#### PROVIDED RECORDS ####
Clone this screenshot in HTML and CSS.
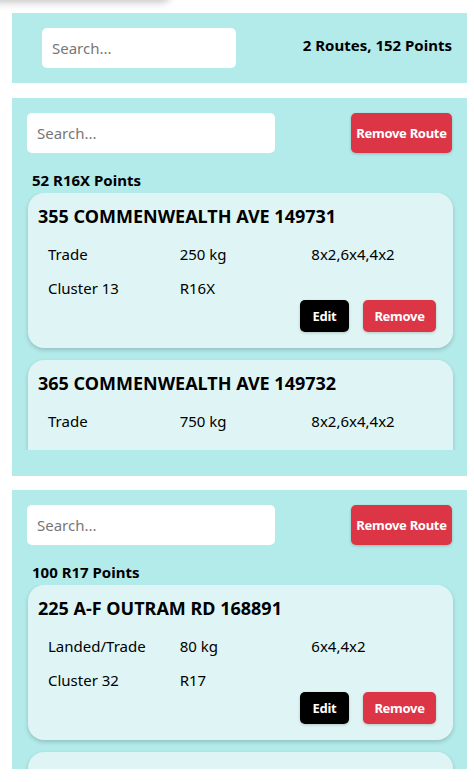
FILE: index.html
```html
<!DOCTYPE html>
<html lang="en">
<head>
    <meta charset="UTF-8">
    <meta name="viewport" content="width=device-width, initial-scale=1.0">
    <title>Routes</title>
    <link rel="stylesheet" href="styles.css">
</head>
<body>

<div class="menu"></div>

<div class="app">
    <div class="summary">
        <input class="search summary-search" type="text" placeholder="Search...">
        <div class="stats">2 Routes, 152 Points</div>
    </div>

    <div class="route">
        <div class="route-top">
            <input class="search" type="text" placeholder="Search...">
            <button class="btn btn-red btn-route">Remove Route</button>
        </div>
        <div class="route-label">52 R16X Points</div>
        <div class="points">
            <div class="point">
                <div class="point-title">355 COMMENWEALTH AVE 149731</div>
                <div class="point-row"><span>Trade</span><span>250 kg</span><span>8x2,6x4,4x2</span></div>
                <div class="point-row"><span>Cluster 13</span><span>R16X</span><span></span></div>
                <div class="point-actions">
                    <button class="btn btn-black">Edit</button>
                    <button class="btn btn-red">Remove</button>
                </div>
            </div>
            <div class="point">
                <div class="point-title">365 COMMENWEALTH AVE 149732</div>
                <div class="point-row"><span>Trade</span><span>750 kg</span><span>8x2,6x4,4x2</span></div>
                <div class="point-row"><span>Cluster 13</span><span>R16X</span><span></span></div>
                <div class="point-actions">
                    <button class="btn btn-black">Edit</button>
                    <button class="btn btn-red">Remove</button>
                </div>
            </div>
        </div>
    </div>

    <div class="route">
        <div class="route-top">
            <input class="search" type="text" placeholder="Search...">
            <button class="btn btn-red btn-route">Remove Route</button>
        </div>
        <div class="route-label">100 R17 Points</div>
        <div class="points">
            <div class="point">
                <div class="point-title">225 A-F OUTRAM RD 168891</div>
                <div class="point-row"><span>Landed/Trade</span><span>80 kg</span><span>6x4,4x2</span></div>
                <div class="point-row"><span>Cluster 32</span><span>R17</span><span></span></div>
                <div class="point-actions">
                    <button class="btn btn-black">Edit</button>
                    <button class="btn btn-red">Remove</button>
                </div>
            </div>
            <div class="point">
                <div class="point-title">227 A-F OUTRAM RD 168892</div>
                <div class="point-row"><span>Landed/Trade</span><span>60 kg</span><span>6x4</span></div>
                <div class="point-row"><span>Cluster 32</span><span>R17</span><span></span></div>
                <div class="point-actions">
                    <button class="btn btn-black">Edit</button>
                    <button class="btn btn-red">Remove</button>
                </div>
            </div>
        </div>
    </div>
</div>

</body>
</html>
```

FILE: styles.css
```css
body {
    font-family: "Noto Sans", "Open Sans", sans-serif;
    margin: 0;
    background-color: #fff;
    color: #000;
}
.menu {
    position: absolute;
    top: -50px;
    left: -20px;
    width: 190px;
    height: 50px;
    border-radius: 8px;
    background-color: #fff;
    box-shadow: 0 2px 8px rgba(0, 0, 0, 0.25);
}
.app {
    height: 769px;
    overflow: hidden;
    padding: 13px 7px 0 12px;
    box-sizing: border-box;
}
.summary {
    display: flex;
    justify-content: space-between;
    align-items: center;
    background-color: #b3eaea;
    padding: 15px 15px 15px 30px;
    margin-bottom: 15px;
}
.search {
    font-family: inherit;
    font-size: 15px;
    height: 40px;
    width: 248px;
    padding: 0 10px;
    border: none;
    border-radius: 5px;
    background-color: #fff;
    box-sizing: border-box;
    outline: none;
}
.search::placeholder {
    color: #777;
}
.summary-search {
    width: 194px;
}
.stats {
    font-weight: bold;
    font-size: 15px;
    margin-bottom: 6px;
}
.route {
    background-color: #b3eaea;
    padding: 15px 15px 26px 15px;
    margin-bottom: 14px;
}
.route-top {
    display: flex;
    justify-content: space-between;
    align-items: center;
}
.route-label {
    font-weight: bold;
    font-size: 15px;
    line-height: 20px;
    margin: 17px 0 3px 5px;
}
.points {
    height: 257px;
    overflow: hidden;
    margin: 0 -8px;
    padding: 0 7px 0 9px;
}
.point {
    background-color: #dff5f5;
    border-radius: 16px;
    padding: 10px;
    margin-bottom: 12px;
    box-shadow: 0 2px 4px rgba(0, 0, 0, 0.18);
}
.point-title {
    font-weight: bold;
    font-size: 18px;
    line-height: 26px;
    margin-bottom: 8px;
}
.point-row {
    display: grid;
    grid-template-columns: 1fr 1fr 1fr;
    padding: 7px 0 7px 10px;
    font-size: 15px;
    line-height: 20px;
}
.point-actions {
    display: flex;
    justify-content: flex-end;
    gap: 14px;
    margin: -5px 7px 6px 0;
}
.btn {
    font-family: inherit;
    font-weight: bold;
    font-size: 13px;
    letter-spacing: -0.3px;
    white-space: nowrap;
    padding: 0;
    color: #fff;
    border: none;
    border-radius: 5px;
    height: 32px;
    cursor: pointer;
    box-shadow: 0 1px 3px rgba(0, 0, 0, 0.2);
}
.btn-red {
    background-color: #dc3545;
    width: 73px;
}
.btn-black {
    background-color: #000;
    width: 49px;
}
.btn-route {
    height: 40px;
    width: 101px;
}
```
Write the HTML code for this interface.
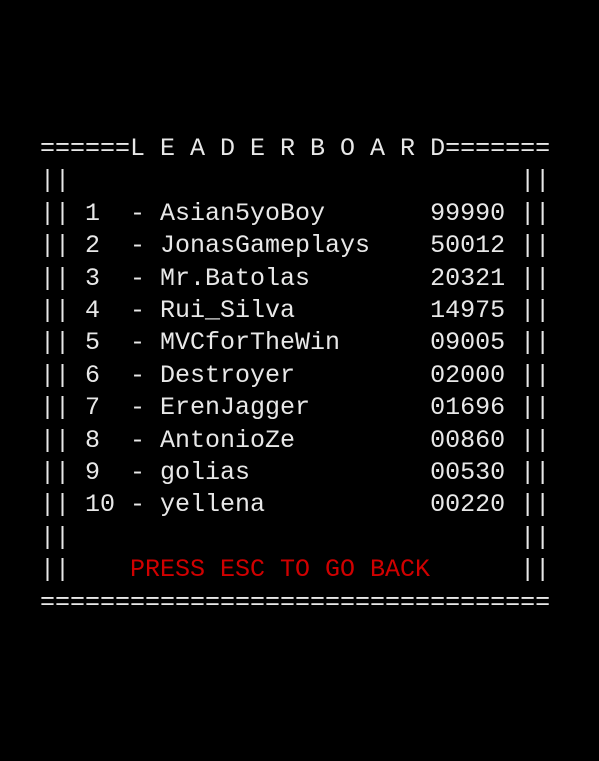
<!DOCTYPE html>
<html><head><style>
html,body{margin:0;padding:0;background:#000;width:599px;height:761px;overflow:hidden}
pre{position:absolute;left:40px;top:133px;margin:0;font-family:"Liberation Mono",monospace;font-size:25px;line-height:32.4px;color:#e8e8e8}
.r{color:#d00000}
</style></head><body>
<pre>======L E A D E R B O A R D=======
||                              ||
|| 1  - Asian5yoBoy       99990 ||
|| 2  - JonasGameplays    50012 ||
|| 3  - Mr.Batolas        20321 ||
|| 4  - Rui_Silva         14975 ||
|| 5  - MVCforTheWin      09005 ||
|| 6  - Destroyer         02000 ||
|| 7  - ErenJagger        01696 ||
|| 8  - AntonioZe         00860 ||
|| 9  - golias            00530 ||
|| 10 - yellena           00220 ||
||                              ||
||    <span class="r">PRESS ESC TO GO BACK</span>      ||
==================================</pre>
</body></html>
####
TASK BRIEF —
Omit each picture, then return all of the listing exactly as it stands.

THE REPLY —
Clone this screenshot in HTML and CSS.
FILE: index.html
```html
<!DOCTYPE html>
<html lang="en">
<head>
    <meta charset="UTF-8">
    <meta name="viewport" content="width=device-width, initial-scale=1.0">
    <title>Routes</title>
    <link rel="stylesheet" href="styles.css">
</head>
<body>

<div class="menu"></div>

<div class="app">
    <div class="summary">
        <input class="search summary-search" type="text" placeholder="Search...">
        <div class="stats">2 Routes, 152 Points</div>
    </div>

    <div class="route">
        <div class="route-top">
            <input class="search" type="text" placeholder="Search...">
            <button class="btn btn-red btn-route">Remove Route</button>
        </div>
        <div class="route-label">52 R16X Points</div>
        <div class="points">
            <div class="point">
                <div class="point-title">355 COMMENWEALTH AVE 149731</div>
                <div class="point-row"><span>Trade</span><span>250 kg</span><span>8x2,6x4,4x2</span></div>
                <div class="point-row"><span>Cluster 13</span><span>R16X</span><span></span></div>
                <div class="point-actions">
                    <button class="btn btn-black">Edit</button>
                    <button class="btn btn-red">Remove</button>
                </div>
            </div>
            <div class="point">
                <div class="point-title">365 COMMENWEALTH AVE 149732</div>
                <div class="point-row"><span>Trade</span><span>750 kg</span><span>8x2,6x4,4x2</span></div>
                <div class="point-row"><span>Cluster 13</span><span>R16X</span><span></span></div>
                <div class="point-actions">
                    <button class="btn btn-black">Edit</button>
                    <button class="btn btn-red">Remove</button>
                </div>
            </div>
        </div>
    </div>

    <div class="route">
        <div class="route-top">
            <input class="search" type="text" placeholder="Search...">
            <button class="btn btn-red btn-route">Remove Route</button>
        </div>
        <div class="route-label">100 R17 Points</div>
        <div class="points">
            <div class="point">
                <div class="point-title">225 A-F OUTRAM RD 168891</div>
                <div class="point-row"><span>Landed/Trade</span><span>80 kg</span><span>6x4,4x2</span></div>
                <div class="point-row"><span>Cluster 32</span><span>R17</span><span></span></div>
                <div class="point-actions">
                    <button class="btn btn-black">Edit</button>
                    <button class="btn btn-red">Remove</button>
                </div>
            </div>
            <div class="point">
                <div class="point-title">227 A-F OUTRAM RD 168892</div>
                <div class="point-row"><span>Landed/Trade</span><span>60 kg</span><span>6x4</span></div>
                <div class="point-row"><span>Cluster 32</span><span>R17</span><span></span></div>
                <div class="point-actions">
                    <button class="btn btn-black">Edit</button>
                    <button class="btn btn-red">Remove</button>
                </div>
            </div>
        </div>
    </div>
</div>

</body>
</html>
```

FILE: styles.css
```css
body {
    font-family: "Noto Sans", "Open Sans", sans-serif;
    margin: 0;
    background-color: #fff;
    color: #000;
}
.menu {
    position: absolute;
    top: -50px;
    left: -20px;
    width: 190px;
    height: 50px;
    border-radius: 8px;
    background-color: #fff;
    box-shadow: 0 2px 8px rgba(0, 0, 0, 0.25);
}
.app {
    height: 769px;
    overflow: hidden;
    padding: 13px 7px 0 12px;
    box-sizing: border-box;
}
.summary {
    display: flex;
    justify-content: space-between;
    align-items: center;
    background-color: #b3eaea;
    padding: 15px 15px 15px 30px;
    margin-bottom: 15px;
}
.search {
    font-family: inherit;
    font-size: 15px;
    height: 40px;
    width: 248px;
    padding: 0 10px;
    border: none;
    border-radius: 5px;
    background-color: #fff;
    box-sizing: border-box;
    outline: none;
}
.search::placeholder {
    color: #777;
}
.summary-search {
    width: 194px;
}
.stats {
    font-weight: bold;
    font-size: 15px;
    margin-bottom: 6px;
}
.route {
    background-color: #b3eaea;
    padding: 15px 15px 26px 15px;
    margin-bottom: 14px;
}
.route-top {
    display: flex;
    justify-content: space-between;
    align-items: center;
}
.route-label {
    font-weight: bold;
    font-size: 15px;
    line-height: 20px;
    margin: 17px 0 3px 5px;
}
.points {
    height: 257px;
    overflow: hidden;
    margin: 0 -8px;
    padding: 0 7px 0 9px;
}
.point {
    background-color: #dff5f5;
    border-radius: 16px;
    padding: 10px;
    margin-bottom: 12px;
    box-shadow: 0 2px 4px rgba(0, 0, 0, 0.18);
}
.point-title {
    font-weight: bold;
    font-size: 18px;
    line-height: 26px;
    margin-bottom: 8px;
}
.point-row {
    display: grid;
    grid-template-columns: 1fr 1fr 1fr;
    padding: 7px 0 7px 10px;
    font-size: 15px;
    line-height: 20px;
}
.point-actions {
    display: flex;
    justify-content: flex-end;
    gap: 14px;
    margin: -5px 7px 6px 0;
}
.btn {
    font-family: inherit;
    font-weight: bold;
    font-size: 13px;
    letter-spacing: -0.3px;
    white-space: nowrap;
    padding: 0;
    color: #fff;
    border: none;
    border-radius: 5px;
    height: 32px;
    cursor: pointer;
    box-shadow: 0 1px 3px rgba(0, 0, 0, 0.2);
}
.btn-red {
    background-color: #dc3545;
    width: 73px;
}
.btn-black {
    background-color: #000;
    width: 49px;
}
.btn-route {
    height: 40px;
    width: 101px;
}
```
Write the HTML code for this interface.
<!DOCTYPE html>
<html><head><style>
html,body{margin:0;padding:0;background:#000;width:599px;height:761px;overflow:hidden}
pre{position:absolute;left:40px;top:133px;margin:0;font-family:"Liberation Mono",monospace;font-size:25px;line-height:32.4px;color:#e8e8e8}
.r{color:#d00000}
</style></head><body>
<pre>======L E A D E R B O A R D=======
||                              ||
|| 1  - Asian5yoBoy       99990 ||
|| 2  - JonasGameplays    50012 ||
|| 3  - Mr.Batolas        20321 ||
|| 4  - Rui_Silva         14975 ||
|| 5  - MVCforTheWin      09005 ||
|| 6  - Destroyer         02000 ||
|| 7  - ErenJagger        01696 ||
|| 8  - AntonioZe         00860 ||
|| 9  - golias            00530 ||
|| 10 - yellena           00220 ||
||                              ||
||    <span class="r">PRESS ESC TO GO BACK</span>      ||
==================================</pre>
</body></html>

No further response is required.